OBJECTIVE:
Copy exactly, and only, the lines below from the first through the one containing "import React from", both included; pictures are omitted.

_ _ _ _ _

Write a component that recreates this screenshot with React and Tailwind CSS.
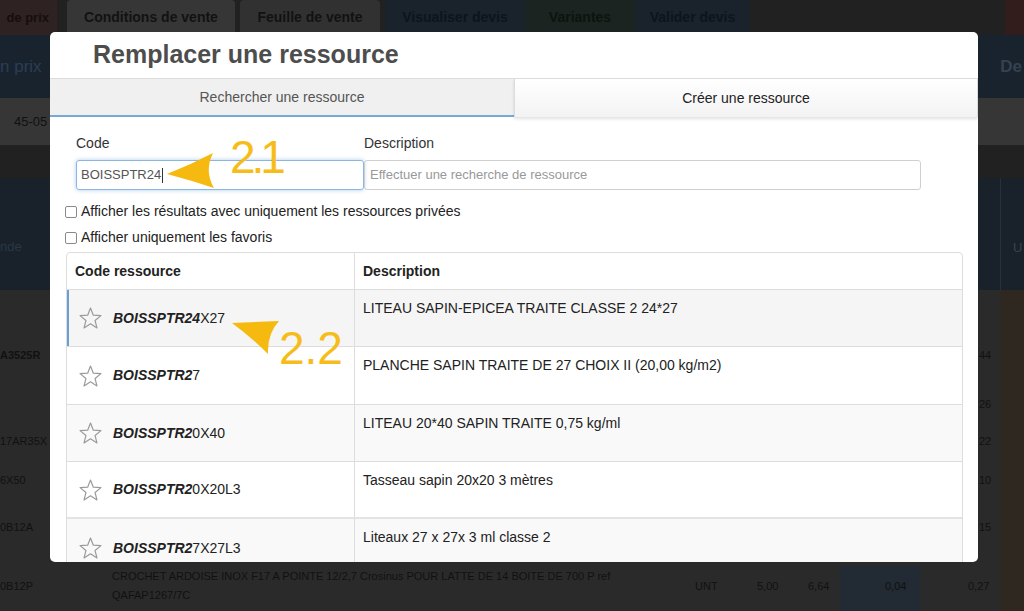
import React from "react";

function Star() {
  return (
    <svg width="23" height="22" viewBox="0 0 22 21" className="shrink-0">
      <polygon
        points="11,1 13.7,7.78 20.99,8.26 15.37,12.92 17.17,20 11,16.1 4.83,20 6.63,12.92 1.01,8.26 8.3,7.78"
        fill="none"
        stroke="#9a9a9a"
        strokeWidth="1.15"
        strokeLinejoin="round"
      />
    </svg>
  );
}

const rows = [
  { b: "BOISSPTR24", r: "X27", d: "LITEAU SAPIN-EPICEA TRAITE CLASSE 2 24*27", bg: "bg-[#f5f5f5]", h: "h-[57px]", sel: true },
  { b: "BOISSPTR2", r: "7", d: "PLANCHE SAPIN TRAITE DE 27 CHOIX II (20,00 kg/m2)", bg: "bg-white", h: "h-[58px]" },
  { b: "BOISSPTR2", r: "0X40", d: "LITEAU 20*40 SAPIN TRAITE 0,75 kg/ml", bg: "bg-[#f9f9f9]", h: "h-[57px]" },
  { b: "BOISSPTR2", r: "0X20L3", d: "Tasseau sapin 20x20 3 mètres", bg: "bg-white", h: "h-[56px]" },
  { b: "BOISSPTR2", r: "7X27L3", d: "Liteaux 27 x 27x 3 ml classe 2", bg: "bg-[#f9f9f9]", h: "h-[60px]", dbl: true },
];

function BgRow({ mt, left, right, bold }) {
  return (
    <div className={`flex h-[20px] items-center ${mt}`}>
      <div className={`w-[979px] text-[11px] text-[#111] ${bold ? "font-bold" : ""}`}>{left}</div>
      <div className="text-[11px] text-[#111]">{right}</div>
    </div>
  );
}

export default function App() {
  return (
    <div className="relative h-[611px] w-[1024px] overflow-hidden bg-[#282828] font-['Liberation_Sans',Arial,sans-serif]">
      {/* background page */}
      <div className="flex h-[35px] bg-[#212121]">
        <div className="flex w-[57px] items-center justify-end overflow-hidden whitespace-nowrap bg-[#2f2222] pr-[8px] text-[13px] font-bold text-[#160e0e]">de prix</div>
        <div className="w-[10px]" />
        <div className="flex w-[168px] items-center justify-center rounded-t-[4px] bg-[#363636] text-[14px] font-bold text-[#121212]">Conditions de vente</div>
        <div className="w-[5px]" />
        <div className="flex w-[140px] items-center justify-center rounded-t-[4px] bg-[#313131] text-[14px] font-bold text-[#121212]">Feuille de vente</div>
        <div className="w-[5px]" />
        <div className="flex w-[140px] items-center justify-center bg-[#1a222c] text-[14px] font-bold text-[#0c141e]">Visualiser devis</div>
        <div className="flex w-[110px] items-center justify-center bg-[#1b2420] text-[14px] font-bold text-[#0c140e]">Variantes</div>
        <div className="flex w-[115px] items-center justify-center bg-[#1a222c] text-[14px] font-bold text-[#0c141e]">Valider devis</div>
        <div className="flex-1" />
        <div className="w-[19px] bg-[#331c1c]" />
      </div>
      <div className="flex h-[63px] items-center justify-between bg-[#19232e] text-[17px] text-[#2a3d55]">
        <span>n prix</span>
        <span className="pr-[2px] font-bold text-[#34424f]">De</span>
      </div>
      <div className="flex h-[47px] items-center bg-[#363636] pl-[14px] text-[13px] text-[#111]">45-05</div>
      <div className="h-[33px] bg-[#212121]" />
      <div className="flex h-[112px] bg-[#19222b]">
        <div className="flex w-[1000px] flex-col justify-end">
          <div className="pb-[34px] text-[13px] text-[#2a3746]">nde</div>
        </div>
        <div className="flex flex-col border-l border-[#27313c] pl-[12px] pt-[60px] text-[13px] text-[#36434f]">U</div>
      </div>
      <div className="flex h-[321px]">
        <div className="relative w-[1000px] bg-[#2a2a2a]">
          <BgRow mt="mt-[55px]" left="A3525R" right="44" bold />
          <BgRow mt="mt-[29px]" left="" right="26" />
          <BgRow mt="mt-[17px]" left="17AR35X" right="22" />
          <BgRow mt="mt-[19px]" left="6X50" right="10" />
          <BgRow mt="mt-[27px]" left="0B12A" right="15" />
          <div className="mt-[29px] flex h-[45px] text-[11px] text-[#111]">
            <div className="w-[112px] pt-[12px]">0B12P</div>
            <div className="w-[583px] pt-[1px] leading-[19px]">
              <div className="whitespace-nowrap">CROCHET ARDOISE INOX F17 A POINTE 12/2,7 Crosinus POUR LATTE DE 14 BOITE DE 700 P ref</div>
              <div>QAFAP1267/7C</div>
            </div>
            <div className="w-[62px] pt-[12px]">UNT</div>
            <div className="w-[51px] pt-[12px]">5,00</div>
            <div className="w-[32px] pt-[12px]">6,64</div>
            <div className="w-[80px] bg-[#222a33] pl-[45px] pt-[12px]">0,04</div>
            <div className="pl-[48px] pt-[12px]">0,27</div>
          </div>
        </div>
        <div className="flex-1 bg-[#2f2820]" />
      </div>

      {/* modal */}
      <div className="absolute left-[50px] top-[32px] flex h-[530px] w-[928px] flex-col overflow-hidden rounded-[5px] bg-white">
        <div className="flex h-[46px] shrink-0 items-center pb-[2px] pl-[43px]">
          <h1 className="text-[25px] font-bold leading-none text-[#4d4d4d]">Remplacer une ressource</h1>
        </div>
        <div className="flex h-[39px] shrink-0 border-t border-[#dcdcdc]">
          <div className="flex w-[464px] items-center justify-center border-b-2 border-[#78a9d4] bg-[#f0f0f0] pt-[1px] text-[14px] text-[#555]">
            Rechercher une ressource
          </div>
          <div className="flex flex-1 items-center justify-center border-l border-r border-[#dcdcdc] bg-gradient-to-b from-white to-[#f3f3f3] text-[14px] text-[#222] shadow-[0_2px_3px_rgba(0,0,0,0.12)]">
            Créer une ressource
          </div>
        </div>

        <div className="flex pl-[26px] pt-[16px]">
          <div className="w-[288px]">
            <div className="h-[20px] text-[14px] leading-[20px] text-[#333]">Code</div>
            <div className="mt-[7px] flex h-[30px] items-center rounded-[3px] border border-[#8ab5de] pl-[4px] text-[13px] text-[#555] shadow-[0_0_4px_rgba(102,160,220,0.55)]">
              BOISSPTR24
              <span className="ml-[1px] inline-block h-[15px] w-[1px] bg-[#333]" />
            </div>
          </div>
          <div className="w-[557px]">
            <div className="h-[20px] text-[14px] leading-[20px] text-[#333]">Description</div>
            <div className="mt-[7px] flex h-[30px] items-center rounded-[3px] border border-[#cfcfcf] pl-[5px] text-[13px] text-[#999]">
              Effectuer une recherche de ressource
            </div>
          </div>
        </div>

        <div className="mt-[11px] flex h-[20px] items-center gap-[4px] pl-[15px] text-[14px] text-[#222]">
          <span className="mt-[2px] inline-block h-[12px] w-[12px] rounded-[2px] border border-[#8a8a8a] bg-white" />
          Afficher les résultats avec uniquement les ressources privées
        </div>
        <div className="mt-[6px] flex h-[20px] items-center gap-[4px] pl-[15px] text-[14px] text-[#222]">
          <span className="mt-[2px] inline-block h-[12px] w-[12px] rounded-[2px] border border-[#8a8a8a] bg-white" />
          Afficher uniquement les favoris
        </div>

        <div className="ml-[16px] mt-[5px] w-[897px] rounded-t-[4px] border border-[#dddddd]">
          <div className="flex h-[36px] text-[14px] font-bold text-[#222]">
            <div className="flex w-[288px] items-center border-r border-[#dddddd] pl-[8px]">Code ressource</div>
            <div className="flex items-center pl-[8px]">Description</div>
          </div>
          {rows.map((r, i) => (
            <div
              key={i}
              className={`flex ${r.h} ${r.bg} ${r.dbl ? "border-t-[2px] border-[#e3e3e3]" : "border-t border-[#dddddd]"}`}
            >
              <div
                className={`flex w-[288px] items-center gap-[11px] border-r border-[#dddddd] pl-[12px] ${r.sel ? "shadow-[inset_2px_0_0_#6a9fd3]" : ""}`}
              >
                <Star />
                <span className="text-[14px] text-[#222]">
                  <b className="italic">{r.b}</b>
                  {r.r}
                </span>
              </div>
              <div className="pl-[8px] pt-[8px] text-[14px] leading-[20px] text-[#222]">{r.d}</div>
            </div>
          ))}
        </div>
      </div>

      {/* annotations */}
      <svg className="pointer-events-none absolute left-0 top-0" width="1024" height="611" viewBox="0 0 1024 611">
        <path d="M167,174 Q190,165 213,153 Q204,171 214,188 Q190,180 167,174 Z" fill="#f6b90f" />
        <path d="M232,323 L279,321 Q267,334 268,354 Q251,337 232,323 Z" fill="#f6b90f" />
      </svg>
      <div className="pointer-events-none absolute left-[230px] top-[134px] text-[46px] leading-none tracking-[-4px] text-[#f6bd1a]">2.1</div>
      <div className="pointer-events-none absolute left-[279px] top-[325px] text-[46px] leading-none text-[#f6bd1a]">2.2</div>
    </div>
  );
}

_ _ _ _ _

CORRECT RESULT:
Write a component that recreates this screenshot with React and Tailwind CSS.
import React from "react";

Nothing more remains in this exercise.